Yeter ki, tevazu ve şefkatle iletişim kurmaya açık olun. İletişim kurmaya açık olmak iki taraflı bir şey aslında hem anlamak için yargılamadan dinlemeye, hem yargılamadan anlatmak için ifade etmeye denk geliyor. Adı üstünde iletişim.
“Ben söylüyorum ama, dinleyen yok, bu yüzden susuyorum, en sonunda da bağırıyorum” diyenlerdenseniz, ne kadar yargılamadan, saygı duyarak anlamak için dinlediğinize bir göz gezdirin. Gerçekten dinliyorsanız birini ya da birilerini, sizi de gerçekten dinleyecek birisi ya da birileri olacaktır. Enerji böyle çalışıyor: Ne kadar alırsan, o kadar veriyorsun. Her zaman ve her koşulda temel enerji yasası bu.
Ucundan azıcık spiritüellikle ilgiliyseniz, ifade çakrasının boğazda olduğunu bilirsiniz. Aslında bunu bilmek için spiritüellikle ilgili olmaya da gerek yok, sesin frekansı boğazdaki o teller aracılığıyla yayılıyor, hepimiz biliyoruz. Spiritüelliğe giriş kısımlarında boğazınızda bir rahatsızlık olduğunda genelde şunu duyarsınız:
“Kime neyi söyleyemedin?”
Bizler belli bir döneme kadar acıya programlı olduğumuz içinde, hemen kendimize acırız ve içimize attığımız duygusal bir acı var mı, diye yoklarız kendimizi. Ardından “Bana şöyle şöyle yaptı, kalbimi kırdı, o mu acaba?” deriz.
Bu da olur ama, esas olan, boğazda biriken öfkedir. Bildiğiniz gıcıklık hali işte. O öfke oradan çıkmadı mı, uzun vadede epey işler açabilir başınıza.

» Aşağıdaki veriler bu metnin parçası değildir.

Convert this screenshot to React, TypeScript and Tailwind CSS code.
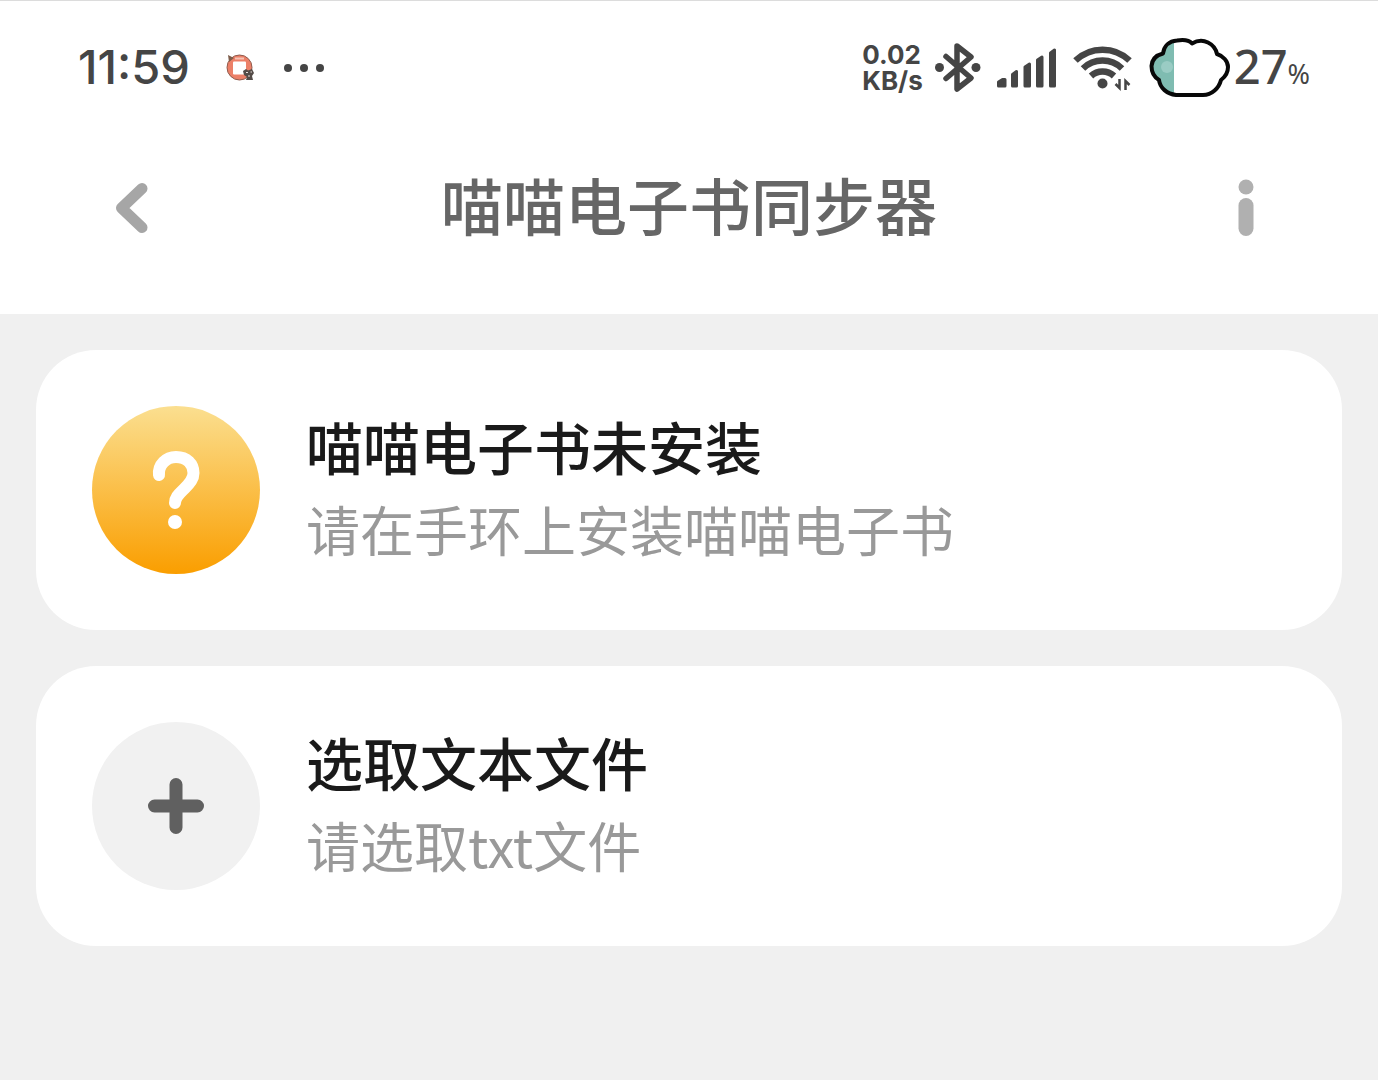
import type { ReactNode } from 'react';
import { twJoin } from 'tailwind-merge';

function AppBadgeIcon() {
  return (
    <svg viewBox="0 0 30 28" className="h-7 w-[30px]" aria-hidden="true">
      <circle cx="13.5" cy="13.5" r="12.5" fill="#ec8068" stroke="#8f5a4c" strokeWidth="1" />
      <path d="M2 1l1 7 5-4z" fill="#7d5d4a" />
      <path d="M9 4.500h9" stroke="#f6c3b4" strokeWidth="2" />
      <rect x="7" y="7.500" width="13" height="13" rx="1" fill="#fff" />
      <path d="M17 17l3-2 2 1.500 4-1.500 2 4-2 3 1 4h-7l1-3-3-2z" fill="#544c48" />
      <path d="M20 18.500h2M24.500 18h1.500M22 22h2" stroke="#e6dedb" strokeWidth="1" />
    </svg>
  );
}

function MoreDots() {
  return (
    <svg viewBox="0 0 40 8" className="h-2 w-10" fill="#454545" aria-hidden="true">
      <circle cx="4" cy="4" r="4" />
      <circle cx="20" cy="4" r="4" />
      <circle cx="36" cy="4" r="4" />
    </svg>
  );
}

function BluetoothIcon() {
  return (
    <svg viewBox="0 0 46 52" className="h-[52px] w-[46px]" aria-hidden="true">
      <path
        d="M11 14.5L36 36 22 47V4l14 11L11 36.500"
        fill="none"
        stroke="#454545"
        strokeWidth="5.500"
        strokeLinecap="round"
        strokeLinejoin="round"
      />
      <circle cx="4.500" cy="25.500" r="4.500" fill="#454545" />
      <circle cx="41" cy="25.500" r="4.500" fill="#454545" />
    </svg>
  );
}

function SignalIcon() {
  return (
    <svg
      viewBox="0 0 60 42"
      className="h-[42px] w-[60px]"
      fill="#454545"
      stroke="#454545"
      strokeWidth="3"
      strokeLinejoin="round"
      aria-hidden="true"
    >
      <path d="M1.500 39v-4l4-2.500h2.500V39z" />
      <path d="M15.500 39V27.500l4-3V39z" />
      <path d="M28 39V20l4.500-3V39z" />
      <path d="M40.500 39V13l4.500-3V39z" />
      <path d="M53.500 39V6l4-3V39z" />
    </svg>
  );
}

function WifiIcon() {
  return (
    <svg viewBox="0 0 60 46" className="h-[46px] w-[60px]" fill="none" aria-hidden="true">
      <g stroke="#454545" strokeWidth="6.500">
        <path d="M2.500 15.500A39 39 0 0 1 56.500 15.500" />
        <path d="M10 23.500A28 28 0 0 1 49 23.500" />
        <path d="M18 31A17 17 0 0 1 41 31" />
      </g>
      <circle cx="29.500" cy="38.500" r="5" fill="#454545" />
      <path d="M46.500 34v9l-4-4M52.500 45v-9l4 4" stroke="#454545" strokeWidth="2.500" />
    </svg>
  );
}

function CloudBattery() {
  const outline =
    'M2.500 28C3 21 8 17 14 15.500C15 8 20 3 28 2.500C34 1.500 40 2 43 5.500C48 2.500 54 2 59 4.500C64 7 67 11 68 16C74 18 79 23 79 29C79 35 76 39 72 42C70 50 63 57 54 57H27C18 56 11 50 10 42C5 39 2.500 34 2.500 28Z';

  return (
    <svg viewBox="0 0 81 60" className="h-[60px] w-[81px]" aria-hidden="true">
      <defs>
        <clipPath id="charge">
          <rect width="25" height="60" />
        </clipPath>
      </defs>
      <path d={outline} fill="#fff" />
      <g clipPath="url(#charge)">
        <path d={outline} fill="#7fbcb1" />
        <circle cx="18" cy="29" r="6" fill="#9accc4" />
      </g>
      <path d={outline} fill="none" stroke="#080808" strokeWidth="4" strokeLinejoin="round" />
    </svg>
  );
}

function BackIcon() {
  return (
    <svg viewBox="0 0 34 52" className="h-[52px] w-[34px]" aria-hidden="true">
      <path
        d="M27 6.500L6.500 26L27 45.500"
        fill="none"
        stroke="#a6a6a6"
        strokeWidth="11"
        strokeLinecap="round"
        strokeLinejoin="round"
      />
    </svg>
  );
}

function InfoIcon() {
  return (
    <svg viewBox="0 0 16 58" className="h-[58px] w-4" fill="#b0b0b0" aria-hidden="true">
      <circle cx="8" cy="8" r="7.500" />
      <rect x="0.500" y="19" width="15" height="38" rx="7.500" />
    </svg>
  );
}

function QuestionIcon() {
  return (
    <svg viewBox="0 0 168 168" className="size-full" aria-hidden="true">
      <path
        d="M67 69C66 59 74 51 84 51C95 51 101.500 58 101.500 67C101.500 73 98 77 93 82C87 88 83 91 83 97"
        fill="none"
        stroke="#fff"
        strokeWidth="12"
        strokeLinecap="round"
      />
      <circle cx="83" cy="116" r="7" fill="#fff" />
    </svg>
  );
}

function PlusIcon() {
  return (
    <svg viewBox="0 0 168 168" className="size-full" aria-hidden="true">
      <path d="M62.500 84H105.500M84 62.500V105.500" stroke="#606060" strokeWidth="13" strokeLinecap="round" />
    </svg>
  );
}

function StatusBar() {
  return (
    <div className="flex h-[133px] items-center justify-between pr-[68px] pl-[78px] text-[#454545]">
      <div className="flex items-center gap-9">
        <time className="pb-0.5 font-['Inter',sans-serif] text-[47px] leading-none font-medium">11:59</time>
        <div className="flex items-center gap-7">
          <AppBadgeIcon />
          <MoreDots />
        </div>
      </div>
      <div className="flex items-center gap-4">
        <div className="flex items-center gap-3">
          <div className="font-['Inter',sans-serif] text-[26px] leading-[26px] font-bold">
            <div>0.02</div>
            <div>KB/s</div>
          </div>
          <BluetoothIcon />
        </div>
        <SignalIcon />
        <WifiIcon />
        <div className="flex items-center gap-1">
          <CloudBattery />
          <div className="flex items-baseline pb-0.5 font-['Noto_Sans',sans-serif] leading-none">
            <span className="text-[47px] font-medium">27</span>
            <span className="text-[27px]">%</span>
          </div>
        </div>
      </div>
    </div>
  );
}

function CardBody({
  icon,
  iconClassName,
  title,
  hint,
}: {
  icon: ReactNode;
  iconClassName: string;
  title: string;
  hint: string;
}) {
  return (
    <>
      <span className={twJoin('size-[168px] shrink-0 rounded-full', iconClassName)}>{icon}</span>
      <span className="flex min-w-0 flex-col">
        <strong className="text-[57px] leading-[78px] font-medium text-[#1a1a1a]">{title}</strong>
        <span className="text-[54px] leading-[90px] text-[#999]">{hint}</span>
      </span>
    </>
  );
}

export default function App() {
  return (
    <div className="min-h-screen border-t border-[#dcdcdc] bg-[#f0f0f0] font-['Noto_Sans_CJK_SC',sans-serif]">
      <header className="bg-white pb-8">
        <StatusBar />
        <nav className="flex h-[148px] items-center justify-between px-[76px]">
          <button type="button" aria-label="返回" className="flex size-28 items-center justify-center">
            <BackIcon />
          </button>
          <h1 className="pb-2 text-[62px] leading-none font-medium text-[#666]">喵喵电子书同步器</h1>
          <button type="button" aria-label="关于" className="flex size-28 items-center justify-center">
            <InfoIcon />
          </button>
        </nav>
      </header>
      <main className="flex flex-col gap-9 px-9 py-9">
        <section className="flex items-center gap-[46px] rounded-[60px] bg-white p-14">
          <CardBody
            icon={<QuestionIcon />}
            iconClassName="bg-linear-to-b/srgb from-[#fbdf90] to-[#fa9e00]"
            title="喵喵电子书未安装"
            hint="请在手环上安装喵喵电子书"
          />
        </section>
        <button type="button" className="flex items-center gap-[46px] rounded-[60px] bg-white p-14 text-left">
          <CardBody
            icon={<PlusIcon />}
            iconClassName="bg-[#f1f1f1]"
            title="选取文本文件"
            hint="请选取txt文件"
          />
        </button>
      </main>
    </div>
  );
}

Belki takılı kalan çok uzun yıllardır içinizde tuttuğunuz öfkedir. Konuşurken sık sık yutkunmak, boğazınıza takılı bir şey hissiyle boğazınızı temizlemeye çalışmak. Nodüller, faranjit, ses kısıklığı hatta gırtlak kanseri, bunların hepsi işte o tuttuklarınızın yansımaları.
Bunun içinden iki şekilde çıkabilirsiniz. Kendinize bu eziyeti çektirmemek için ya tüm kaygılardan azade an içerisinde, kendinizi açık ve net olarak ifade edeceksiniz, ya oturup affedeceksiniz.
Hepimizin bugüne kadar sustuğu bir çok şey olduğunu düşünürsek, önce bir eskileri temizleyelim derim.
Sizi öfkelendiren, size haksızlık yapan, sizi cezalandıran, sizi kıran kimler olduysa oturun affedin.
Ne kaybedersiniz? Zaten olan olmuş, olay yaşanmış, bitmiş ama siz hala orada o acıyı tutuyorsunuz. Kime faydası, kime zararı? Salın gitsin artık.
“Hayır affetmeyeceğim” diyorsanız, bu öfkeyi bir diğerini cezalandırmak için kullanıyorsunuz demektir.
Sorun kendinize:
“Affetmemek bana ne sağlıyor?”
O sağladığını düşündüğünüz her neyse aslında hiç gerçek olmuyor, biliyor musunuz?
Siz sadece kendinizi cezalandırıyorsunuz. Yaşadığınızı hazmetmekten ve bırakıp gitmektense öfkeye, acıya tutunup kendinize eziyet ediyorsunuz. Mideye oturmuş yemek gibi, boğazda kalan lokma ile yaşıyorsunuz.
Salın gitsin çünkü bir diğerini cezalandırmak aslında kendinizi cezalandırmak. Kendinizi özgür bırakın. Bunu hak ediyorsunuz.